I went there now for dinner with Mickie. Parked the aqua mustang where dad had probably at last met the golfing girl who would be my mother.

I had been here just three months earlier when I had driven over from Vermont. That time in Auguest when I went to meet Mickie at the former caddy shack, I had found a small crowd waiting outside what had become the dining room. The names being called were all names of my adolescent friends – as if I were in a time warp this time, though I quickly realized these were the sons and daughters – but they looked just like their parents, these young boys in sports jackets just as if it were still the fifties, the girls in dresses for dinner – my friends and lovers, the pretty girls, the determined boys, just like they had looked in 1950.
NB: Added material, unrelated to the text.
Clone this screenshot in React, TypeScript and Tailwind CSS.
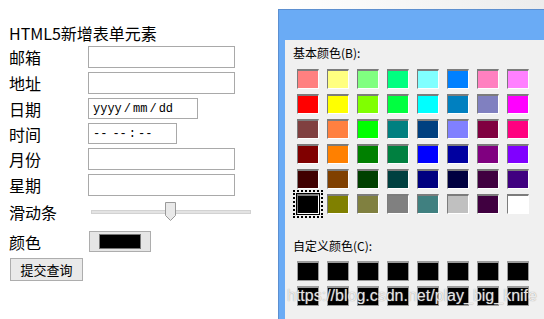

And now it was this very cold late November. Mickie and I headed for a room, once used for golfers to put on and take off their cleats and wipe off the heads of their clubs, that was now a bar lounge.
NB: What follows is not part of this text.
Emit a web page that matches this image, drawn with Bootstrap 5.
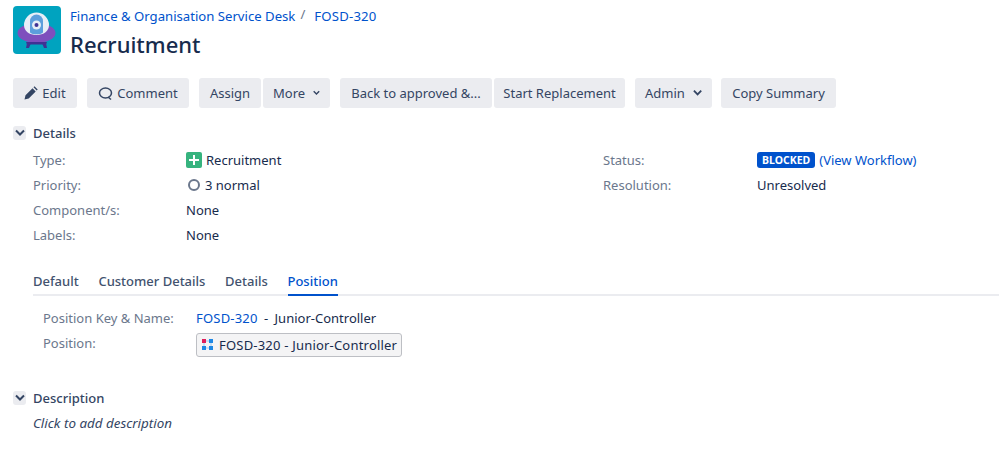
<!DOCTYPE html>
<html lang="en">
<head>
    <meta charset="UTF-8">
    <link rel="stylesheet" href="https://cdn.jsdelivr.net/npm/bootstrap@5.3.0/dist/css/bootstrap.min.css">
    <title>Recruitment</title>
    <style>
        body { font-family: "Noto Sans", "Open Sans", sans-serif; font-size: 13px; line-height: 20px; color: #172b4d; background: #fff; overflow: hidden; }
        a { color: #0052cc; text-decoration: none; }
        .page-wrap { padding: 6px 0 0 13px; }
        .issue-head { height: 54px; }
        .project-logo { width: 48px; height: 48px; flex: none; margin-right: 9px; }
        .crumbs { height: 20px; font-size: 13.15px; }
        .crumb-sep { color: #6b778c; margin: 0 9px 0 5px; position: relative; top: -2px; }
        .key-link { letter-spacing: .2px; }
        .pos-rest { word-spacing: 3px; }
        .issue-title { font-size: 22px; font-weight: 500; line-height: 28px; margin: 4px 0 0; color: #172b4d; }
        .tool-bar { margin-top: 18px; height: 30px; }
        .tool-btn { background: #ebecf0; color: #344563; border: 0; border-radius: 3px; height: 30px; padding: 0 10px; display: flex; align-items: center; justify-content: center; white-space: nowrap; font-size: 13px; }
        .tool-gap { margin-right: 10px; }
        .tool-join { margin-right: 2px; }
        .w-edit { width: 64px; } .w-comment { width: 102px; } .w-assign { width: 62px; } .w-more { width: 67px; }
        .w-back { width: 152px; } .w-start { width: 131px; } .w-admin { width: 77px; } .w-copy { width: 115px; margin-left: -1px; }
        .mod-head { height: 20px; font-weight: 500; color: #344563; }
        .twist { width: 13px; height: 14px; background: #ebecf0; border-radius: 3px; margin-right: 7px; display: flex; align-items: center; justify-content: center; }
        .sec-details { margin-top: 15px; }
        .prop-grid { margin: 4px 0 0 20px; }
        .prop-row { height: 25px; display: flex; align-items: center; }
        .prop-name { color: #6b778c; width: 153px; flex: none; }
        .prop-col-l { width: 570px; flex: none; }
        .prop-col-l + div .prop-name { width: 154px; }
        .prop-val { display: flex; align-items: center; }
        .type-icon { width: 16px; height: 16px; margin-right: 4px; }
        .prio-icon { width: 14px; height: 14px; margin: 0 4px 0 1px; }
        .status-pill { background: #0052cc; color: #fff; font-size: 10.5px; font-weight: 700; line-height: 16px; height: 16px; padding: 0 5px; border-radius: 3px; margin-right: 4px; }
        .tab-strip { margin: 24px 0 0 20px; height: 25px; border-bottom: 2px solid #ebecf0; }
        .tab-item { font-weight: 500; color: #42526e; margin-right: 19.7px; height: 25px; line-height: 21px; }
        .tab-item.is-on { color: #0052cc; border-bottom: 2px solid #0052cc; }
        .pos-grid { margin: 9px 0 0 30px; }
        .pos-name { color: #6b778c; width: 153px; flex: none; }
        .pos-row { height: 25px; display: flex; align-items: center; }
        .pos-row-tall { display: flex; margin-top: 3px; height: 24px; }
        .pos-box { border: 1px solid #bdbfc4; border-radius: 3px; background: #f4f4f5; width: 206px; height: 24px; display: flex; align-items: center; padding-left: 4px; white-space: nowrap; color: #172b4d; }
        .pos-icon { width: 14px; height: 14px; margin-right: 4px; flex: none; }
        .sec-desc { margin-top: 31px; }
        .desc-hint { margin: 5px 0 0 20px; font-style: italic; font-size: 13.4px; color: #344563; }
    </style>
</head>
<body>
    <div class="page-wrap">
        <!-- header -->
        <div class="issue-head d-flex">
            <svg class="project-logo" viewBox="0 0 48 48">
                <rect width="48" height="48" rx="4" fill="#00a3bf"/>
                <ellipse cx="23.500" cy="27" rx="19" ry="10" fill="#7e4fbd"/>
                <path d="M11 19a12.500 12.500 0 0 1 25 0c0 6-5 10-12.500 10S11 25 11 19z" fill="#e6eef7"/>
                <path d="M17 26V15a6.500 6.500 0 0 1 13 0v11c0 3-13 3-13 0z" fill="#5c9edc"/>
                <circle cx="23.500" cy="19" r="4.500" fill="#e6eef7"/>
                <circle cx="23.500" cy="19" r="2" fill="#403294"/>
                <path d="M13 36h21l-1 2.500H14z" fill="#403294"/>
                <path d="M14 37l-1 5h3l2-5zM33 37l1 5h-3l-2-5z" fill="#403294"/>
            </svg>
            <div>
                <div class="crumbs d-flex">
                    <a href="#">Finance &amp; Organisation Service Desk</a><span class="crumb-sep">/</span><a href="#" class="key-link">FOSD-320</a>
                </div>
                <h1 class="issue-title">Recruitment</h1>
            </div>
        </div>

        <!-- toolbar -->
        <div class="tool-bar d-flex">
            <button type="button" class="tool-btn tool-gap w-edit">
                <svg width="14" height="14" viewBox="0 0 14 14" class="me-1"><path d="M0.500 13.500l1-4.200 7-7 3.200 3.200-7 7zM9.500 1.300l1-1 3.200 3.200-1 1z" fill="#344563"/></svg>Edit
            </button>
            <button type="button" class="tool-btn tool-gap w-comment">
                <svg width="15" height="15" viewBox="0 0 15 15" class="me-1"><ellipse cx="7.500" cy="7" rx="6" ry="5" fill="none" stroke="#344563" stroke-width="1.500"/><path d="M10 11l3 2.500" stroke="#344563" stroke-width="1.500"/></svg>Comment
            </button>
            <button type="button" class="tool-btn tool-join w-assign">Assign</button>
            <button type="button" class="tool-btn tool-gap w-more">More
                <svg width="10" height="8" viewBox="0 0 10 8" class="ms-2"><path d="M1 1.500l4 4 4-4" fill="none" stroke="#344563" stroke-width="2"/></svg>
            </button>
            <button type="button" class="tool-btn tool-join w-back">Back to approved &amp;...</button>
            <button type="button" class="tool-btn tool-gap w-start">Start Replacement</button>
            <button type="button" class="tool-btn tool-gap w-admin">Admin
                <svg width="10" height="8" viewBox="0 0 10 8" class="ms-2"><path d="M1 1.500l4 4 4-4" fill="none" stroke="#344563" stroke-width="2"/></svg>
            </button>
            <button type="button" class="tool-btn w-copy">Copy Summary</button>
        </div>

        <!-- details -->
        <div class="sec-details mod-head d-flex align-items-center">
            <span class="twist"><svg width="10" height="8" viewBox="0 0 10 8"><path d="M1 1.500l4 4 4-4" fill="none" stroke="#344563" stroke-width="2"/></svg></span>Details
        </div>
        <div class="prop-grid d-flex">
            <div class="prop-col-l">
                <div class="prop-row"><span class="prop-name">Type:</span>
                    <span class="prop-val">
                        <svg class="type-icon" viewBox="0 0 16 16"><rect width="16" height="16" rx="2" fill="#36b37e"/><path d="M8 3v10M3 8h10" stroke="#fff" stroke-width="2"/></svg>Recruitment
                    </span>
                </div>
                <div class="prop-row"><span class="prop-name">Priority:</span>
                    <span class="prop-val">
                        <svg class="prio-icon" viewBox="0 0 14 14"><circle cx="7" cy="7" r="5" fill="none" stroke="#6b778c" stroke-width="2"/></svg>3 normal
                    </span>
                </div>
                <div class="prop-row"><span class="prop-name">Component/s:</span><span class="prop-val">None</span></div>
                <div class="prop-row"><span class="prop-name">Labels:</span><span class="prop-val">None</span></div>
            </div>
            <div>
                <div class="prop-row"><span class="prop-name">Status:</span>
                    <span class="prop-val"><span class="status-pill">BLOCKED</span><a href="#">(View Workflow)</a></span>
                </div>
                <div class="prop-row"><span class="prop-name">Resolution:</span><span class="prop-val">Unresolved</span></div>
            </div>
        </div>

        <!-- tabs -->
        <div class="tab-strip d-flex">
            <div class="tab-item">Default</div>
            <div class="tab-item">Customer Details</div>
            <div class="tab-item">Details</div>
            <div class="tab-item is-on">Position</div>
        </div>
        <div class="pos-grid">
            <div class="pos-row"><span class="pos-name">Position Key &amp; Name:</span><span><a href="#" class="key-link">FOSD-320</a><span class="pos-rest"> - Junior-Controller</span></span></div>
            <div class="pos-row-tall"><span class="pos-name">Position:</span>
                <div class="pos-box">
                    <svg class="pos-icon" viewBox="0 0 14 14">
                        <rect x="1" y="1" width="4" height="4" fill="#e01e5a"/><rect x="8" y="1" width="4" height="4" fill="#1e88e5"/>
                        <rect x="1" y="8" width="4" height="4" fill="#1e88e5"/><rect x="8" y="8" width="4" height="4" fill="#1e88e5"/>
                        <path d="M3 5v3M10 5v3M5 3h3M5 10h3" stroke="#9ec9ef" stroke-width="1"/>
                    </svg><span class="key-link">FOSD-320 - Junior-Controller</span>
                </div>
            </div>
        </div>

        <!-- description -->
        <div class="sec-desc mod-head d-flex align-items-center">
            <span class="twist"><svg width="10" height="8" viewBox="0 0 10 8"><path d="M1 1.500l4 4 4-4" fill="none" stroke="#344563" stroke-width="2"/></svg></span>Description
        </div>
        <div class="desc-hint">Click to add description</div>
    </div>
    <script src="https://cdn.jsdelivr.net/npm/bootstrap@5.3.0/dist/js/bootstrap.bundle.min.js"></script>
</body>
</html>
The summer kids were no longer around. The sole patron was a fat guy who was a friend of Mickie’s who said, as he apparently said every night, that his family had worked at a lake resort frequented by Kate Smith, who was the nastiest woman in the world. And he said, an he said several times that New Hampshire was America’s best kept secret. We were joined by the very ordinary and nervous looking Mary Jane who ran the place now, and briefly by her 5-foot, red-faced boyfriend who was sweating because he basically lived in the kitchen – and it turned out this was a crucial time. There had already been snow. The ground was already freezing. The heating system was not meant to work past golfing time. No one had ever before tried to interfere with how things had been arranged in the 19th century in the White Mountains. Certain summer places were not mean for winters. The pipes would be frozen any day, beyond the reach of blow torches, and Mary Jane would have no future if they could not last through Thanksgiving.

In those golden summers of the past I had had no idea how fragile everything up here could be.